Dove l’Aids non uccide

Il Presidente del Sud Africa sostiene di non conoscere nessuno che sia morto di Aids. Eppure il suo paese, con sei milioni di sieropositivi, è uno dei più colpiti dal virus.Thabo Mbeki, che nel 1999 prese il posto di Nelson Mandela alla guida del Paese sudafricano, ha dichiarato ai media che “Non conosce nessuno che sia morto di Aids”. Mbeki è il Presidente di una nazione in cui i malati di Hiv oscillano tra il 15 e il 30 percento della popolazione (fonte Unaids). Come c’era da aspettarsi, la sua dichiarazione ta suscitando accese polemiche, non soltanto in Sud Africa.

Per la BBC la dichiarazione di Mbeki ha gettato ombre sul modo in cui il Presidente sudafricano sta affrontando la piaga dell’Aids. Secondo il Medical Research Council sudafricano, su una popolazione di 43,8 milioni di individui, ci sono tra i 4,8 e i 6,6 milioni di persone colpite dal virus Hiv. Una conta esatta dei morti, però, non si può fare. Specie nei villaggi periferici, infatti, i medici evitano di scrivere la parola Aids o Hiv nei certificati di morte. In questi ambienti l’Aids è considerato un marchio d’infamia: chi è malato, o anche solo sospettato di esserlo, e i suoi familiari, vengono emarginati dagli altri abitanti del villaggio.

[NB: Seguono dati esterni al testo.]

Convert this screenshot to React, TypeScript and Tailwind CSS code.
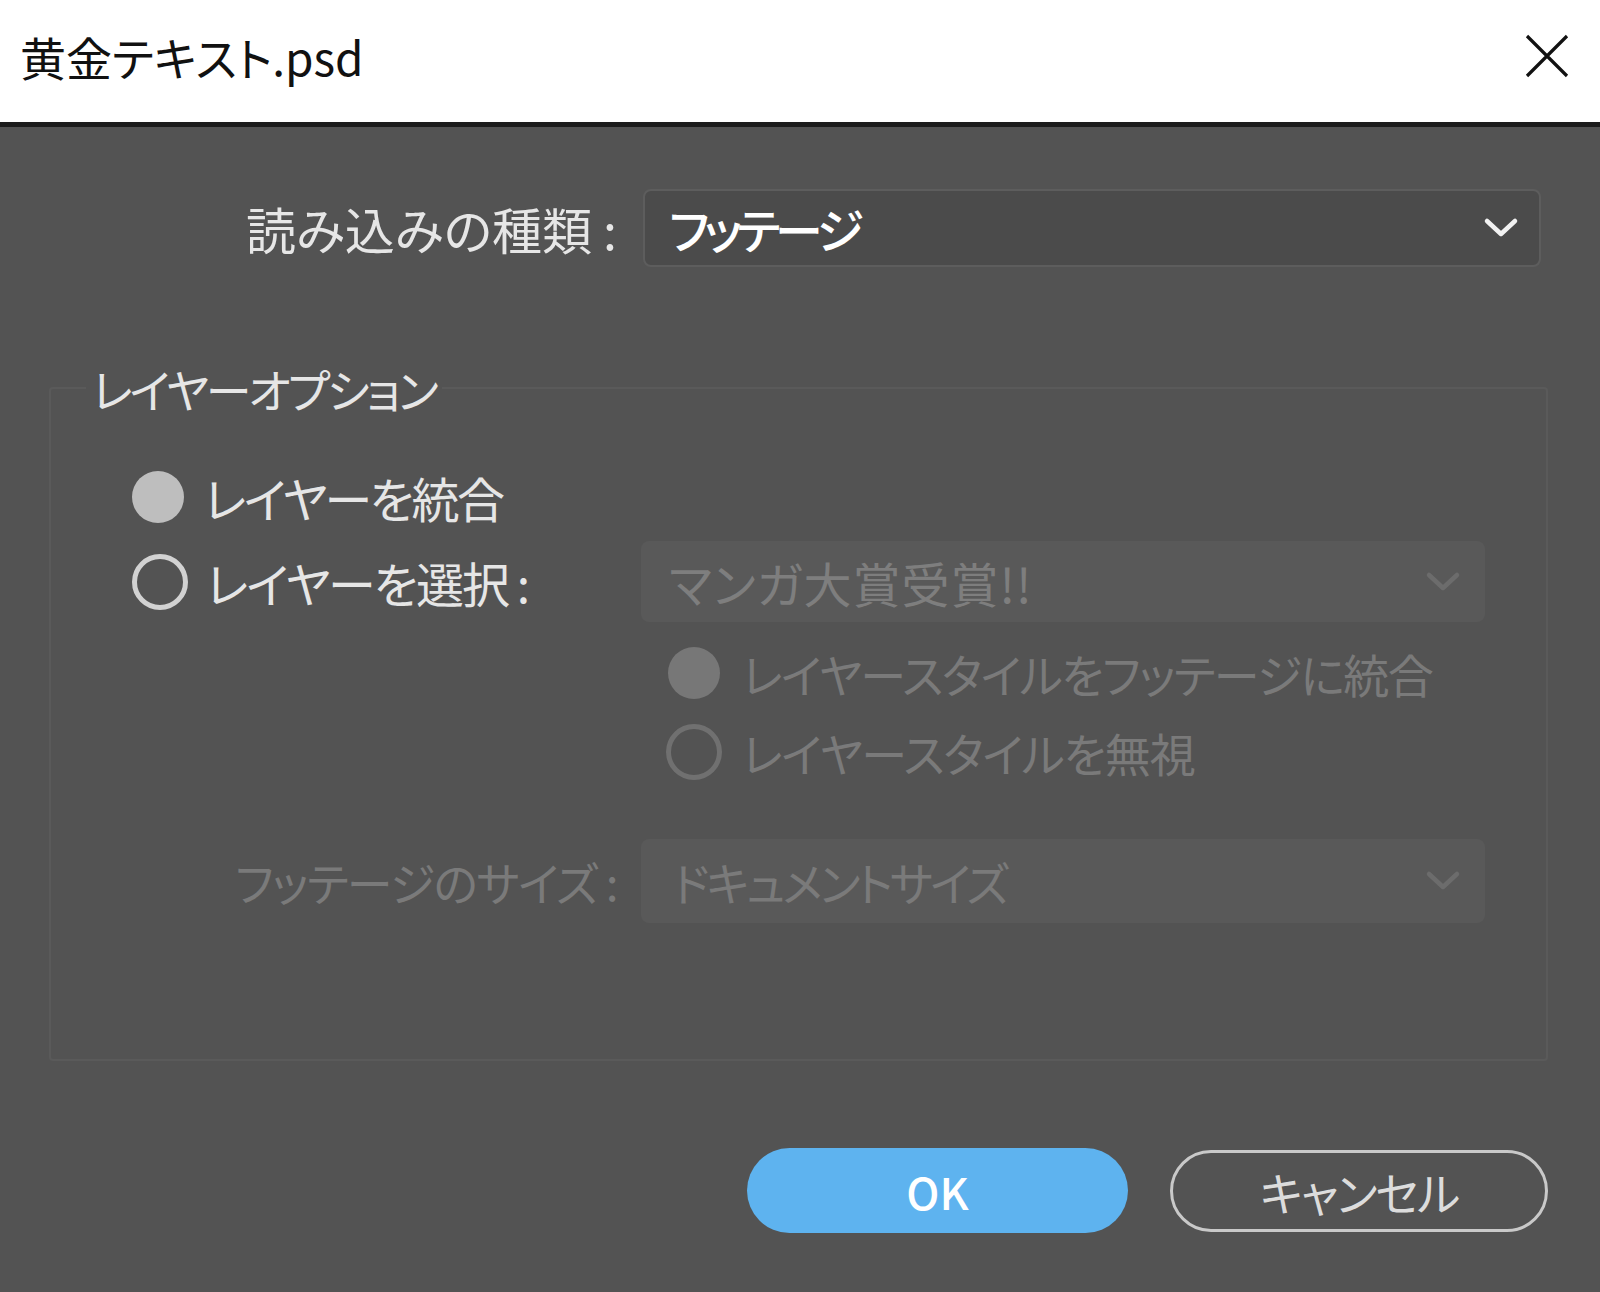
import React from "react";

const font = "font-['Noto_Sans_CJK_JP','Noto_Sans',sans-serif] [font-feature-settings:'palt']";

function Chevron({ color }: { color: string }) {
  return (
    <svg width="36" height="22" viewBox="0 0 36 22" fill="none">
      <path d="M4 4 L18 17 L32 4" stroke={color} strokeWidth="4.5" strokeLinecap="round" strokeLinejoin="round" />
    </svg>
  );
}

function Radio({ checked, disabled }: { checked: boolean; disabled?: boolean }) {
  if (checked) {
    return (
      <div className={`h-[52px] w-[52px] shrink-0 rounded-full ${disabled ? "bg-[#777777]" : "bg-[#bebebe]"}`} />
    );
  }
  return (
    <div
      className={`h-[56px] w-[56px] shrink-0 rounded-full border-[5px] ${disabled ? "border-[#707070]" : "border-[#d2d2d2]"}`}
    />
  );
}

export default function App() {
  return (
    <div className={`w-[1600px] h-[1292px] bg-[#535353] flex flex-col ${font}`}>
      {/* Title bar */}
      <div className="h-[122px] bg-white flex items-center justify-between pl-[20px] pr-[31px] pb-[10px]">
        <span className="text-[46px] leading-none text-[#111111]">黄金テキスト.psd</span>
        <svg width="44" height="44" viewBox="0 0 44 44">
          <path d="M2 2 L42 42 M42 2 L2 42" stroke="#111" strokeWidth="3.2" />
        </svg>
      </div>
      <div className="h-[5px] bg-[#1c1c1c]" />

      {/* Import type row */}
      <div className="mt-[62px] flex items-center">
        <div className="w-[617px] text-right text-[50px] leading-none text-[#e6e6e6]">読み込みの種類 :</div>
        <div className="ml-[26px] w-[898px] h-[78px] rounded-[8px] bg-[#4b4b4b] border-2 border-[#5d5d5d] flex items-center justify-between pl-[24px] pr-[20px]">
          <span className="text-[48px] leading-none text-white font-medium tracking-[-5px]">フッテージ</span>
          <Chevron color="#f2f2f2" />
        </div>
      </div>

      {/* Layer options group */}
      <fieldset className="mt-[93px] ml-[49px] w-[1499px] border-2 border-[#5a5a5a] rounded-[4px] p-0 pb-[136px]">
        <legend className="ml-[35px] px-[6px] text-[46px] leading-[56px] text-[#e6e6e6] tracking-[-3px]">レイヤーオプション</legend>

        <div className="pl-[81px] flex flex-col">
          <div className="mt-[51px] h-[60px] flex items-center">
            <Radio checked />
            <span className="ml-[20px] text-[48px] leading-none text-[#e6e6e6] tracking-[-2.5px]">レイヤーを統合</span>
          </div>

          <div className="mt-[14px] h-[81px] flex items-center">
            <div className="w-[509px] flex items-center">
              <Radio checked={false} />
              <span className="ml-[18px] text-[48px] leading-none text-[#e6e6e6] tracking-[-2px]">レイヤーを選択 :</span>
            </div>
            <div className="w-[844px] h-[81px] rounded-[8px] bg-[#595959] flex items-center justify-between pl-[28px] pr-[24px]">
              <span className="text-[48px] leading-none text-[#7e7e7e] tracking-[1px]">マンガ大賞受賞!!</span>
              <Chevron color="#6c6c6c" />
            </div>
          </div>

          <div className="ml-[536px] mt-[21px] h-[60px] flex items-center">
            <Radio checked disabled />
            <span className="ml-[22px] text-[46px] leading-none text-[#7a7a7a] tracking-[-1.5px]">レイヤースタイルをフッテージに統合</span>
          </div>
          <div className="ml-[534px] mt-[19px] h-[60px] flex items-center">
            <Radio checked={false} disabled />
            <span className="ml-[20px] text-[46px] leading-none text-[#7a7a7a] tracking-[-1.2px]">レイヤースタイルを無視</span>
          </div>

          <div className="mt-[57px] -ml-[81px] flex items-center">
            <div className="w-[566px] text-right text-[46px] leading-none text-[#7a7a7a] tracking-[-1.5px]">フッテージのサイズ :</div>
            <div className="ml-[24px] w-[844px] h-[84px] rounded-[8px] bg-[#595959] flex items-center justify-between pl-[32px] pr-[24px]">
              <span className="text-[46px] leading-none text-[#7a7a7a] tracking-[-3px]">ドキュメントサイズ</span>
              <Chevron color="#6c6c6c" />
            </div>
          </div>
        </div>
      </fieldset>

      {/* Buttons */}
      <div className="mt-[87px] flex justify-end items-center pr-[52px] gap-[42px]">
        <div className="w-[381px] h-[85px] rounded-full bg-[#5eb3ef] flex items-center justify-center">
          <span className="text-[44px] leading-none text-white font-medium">OK</span>
        </div>
        <div className="w-[378px] h-[82px] rounded-full border-[3px] border-[#c9c9c9] flex items-center justify-center">
          <span className="text-[46px] leading-none text-[#dcdcdc] tracking-[-2px]">キャンセル</span>
        </div>
      </div>
    </div>
  );
}
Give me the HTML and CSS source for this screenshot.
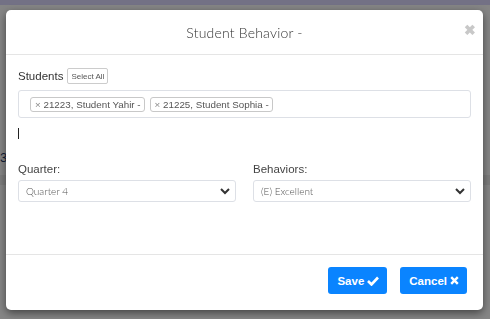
FILE: index.html
```html
<!DOCTYPE html>
<html lang="en">
<head>
    <meta charset="UTF-8">
    <title>Student Behavior</title>
    <link rel="stylesheet" href="styles.css">
</head>
<body>
    <div class="page">
        <div class="topbar"></div>
        <div class="page-row">3</div>
        <div class="page-band"></div>
    </div>

    <div class="backdrop"></div>

    <div class="modal">
        <header class="modal-header">
            <h4>Student Behavior -</h4>
            <span class="close">&#10006;</span>
        </header>

        <section class="modal-body">
            <div class="students-label">
                <span>Students</span>
                <button class="select-all">Select All</button>
            </div>
            <div class="tag-box">
                <span class="tag"><span class="tag-x">&times;</span> 21223, Student Yahir -</span>
                <span class="tag"><span class="tag-x">&times;</span> 21225, Student Sophia -</span>
            </div>
            <div class="cursor"></div>

            <div class="fields">
                <div class="field">
                    <label>Quarter:</label>
                    <div class="select">
                        <span>Quarter 4</span>
                        <svg width="10" height="7" viewBox="0 0 10 7"><path d="M1 1 L5 5 L9 1" fill="none" stroke="#333" stroke-width="2"/></svg>
                    </div>
                </div>
                <div class="field">
                    <label>Behaviors:</label>
                    <div class="select">
                        <span>(E) Excellent</span>
                        <svg width="10" height="7" viewBox="0 0 10 7"><path d="M1 1 L5 5 L9 1" fill="none" stroke="#333" stroke-width="2"/></svg>
                    </div>
                </div>
            </div>
        </section>

        <footer class="modal-footer">
            <button class="btn">Save <svg width="12" height="10" viewBox="0 0 12 10"><path d="M1 5 L4.5 8.5 L11 1.5" fill="none" stroke="#fff" stroke-width="2.6"/></svg></button>
            <button class="btn">Cancel <svg width="9" height="9" viewBox="0 0 9 9"><path d="M1.2 1.2 L7.8 7.8 M7.8 1.2 L1.2 7.8" stroke="#fff" stroke-width="2.4"/></svg></button>
        </footer>
    </div>
</body>
</html>
```

FILE: styles.css
```css
body {
    margin: 0;
    padding: 0;
    font-family: "Liberation Sans", Arial, sans-serif;
    background-color: #fff;
    width: 490px;
    height: 319px;
    overflow: hidden;
}
.page {
    height: 319px;
}
.topbar {
    height: 5px;
    background-color: #dcd8ff;
}
.page-row {
    padding: 145px 0 0 0;
    font-size: 13px;
    color: #1f3a6a;
}
.page-band {
    margin-top: 10px;
    height: 10px;
    background-color: #eeeeee;
}
.backdrop {
    position: fixed;
    top: 0;
    left: 0;
    right: 0;
    bottom: 0;
    background-color: rgba(0, 0, 0, 0.48);
}
.modal {
    position: fixed;
    top: 10px;
    left: 6px;
    width: 477px;
    height: 300px;
    background-color: #fff;
    border-radius: 5px;
    box-shadow: 0 3px 9px rgba(0, 0, 0, 0.5);
    display: flex;
    flex-direction: column;
}
.modal-header {
    height: 44px;
    border-bottom: 1px solid #e5e5e5;
    display: flex;
    align-items: center;
    justify-content: center;
    position: relative;
}
.modal-header h4 {
    margin: 0;
    font-family: Lato, sans-serif;
    font-weight: 300;
    font-size: 14px;
    color: #333;
    letter-spacing: 0.2px;
}
.close {
    position: absolute;
    right: 7px;
    top: 12px;
    font-size: 14px;
    color: #c8c8c8;
    font-weight: bold;
}
.modal-body {
    flex: 1;
    padding: 12px 12px 0 12px;
}
.students-label {
    display: flex;
    align-items: center;
    gap: 4px;
    font-size: 11.5px;
    color: #333;
    height: 18px;
}
.select-all {
    font-family: "Liberation Sans", Arial, sans-serif;
    font-size: 8px;
    color: #555;
    background-color: #fff;
    border: 1px solid #ccc;
    border-radius: 2px;
    height: 16px;
    padding: 0 3px;
}
.tag-box {
    margin-top: 5px;
    height: 26px;
    border: 1px solid #dde0e6;
    border-radius: 3px;
    padding: 0 0 0 11px;
    display: flex;
    align-items: center;
    gap: 5px;
}
.tag {
    font-size: 9.8px;
    color: #555;
    border: 1px solid #c8c8c8;
    border-radius: 3px;
    padding: 0 3px 0 4px;
    height: 13px;
    line-height: 13px;
}
.tag-x {
    color: #888;
}
.cursor {
    margin-top: 10px;
    width: 1px;
    height: 11px;
    background-color: #222;
}
.fields {
    margin-top: 24px;
    display: flex;
    gap: 17px;
}
.field {
    flex: 1;
}
.field label {
    display: block;
    font-size: 11.5px;
    color: #444;
    height: 16px;
}
.select {
    margin-top: 1px;
    height: 20px;
    border: 1px solid #dde0e6;
    border-radius: 3px;
    display: flex;
    align-items: center;
    justify-content: space-between;
    padding: 0 5px 0 7px;
    font-family: Lato, sans-serif;
    font-weight: 300;
    font-size: 10px;
    color: #555;
}
.modal-footer {
    height: 56px;
    border-top: 1px solid #e5e5e5;
    display: flex;
    justify-content: flex-end;
    align-items: flex-start;
    gap: 13px;
    padding: 12px 16px 0 0;
    box-sizing: border-box;
}
.btn {
    font-family: "Liberation Sans", Arial, sans-serif;
    font-weight: bold;
    font-size: 11.5px;
    color: #fff;
    background-color: #0a84ff;
    border: none;
    border-radius: 3px;
    height: 27px;
    padding: 0 8px 0 9px;
    display: flex;
    align-items: center;
    gap: 3px;
}
```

Per questo i medici, nel tentativo di aiutare almeno i parenti della vittima, fanno a meno di nominare la malattia tra le cause del decesso.

Chi si ammala della Sindrome da immunodeficienza acquisita non muore direttamente di Aids o di Hiv. Il virus infatti colpisce il sistema immunologico, eliminando le difese del corpo umano, così che anche una semplice influenza può portare alla morte. Perciò la dichiarazione del Presidente Mbeki, secondo la quale egli non conosce nessuno che sia morto di Aids, ha una sua paradossale verità. “Le parole di Mbeki – sostengono gli operatori delle campagne contro l’Aids- sono ingannevoli, alimentano nelle persone convinzioni e idee pericolose”.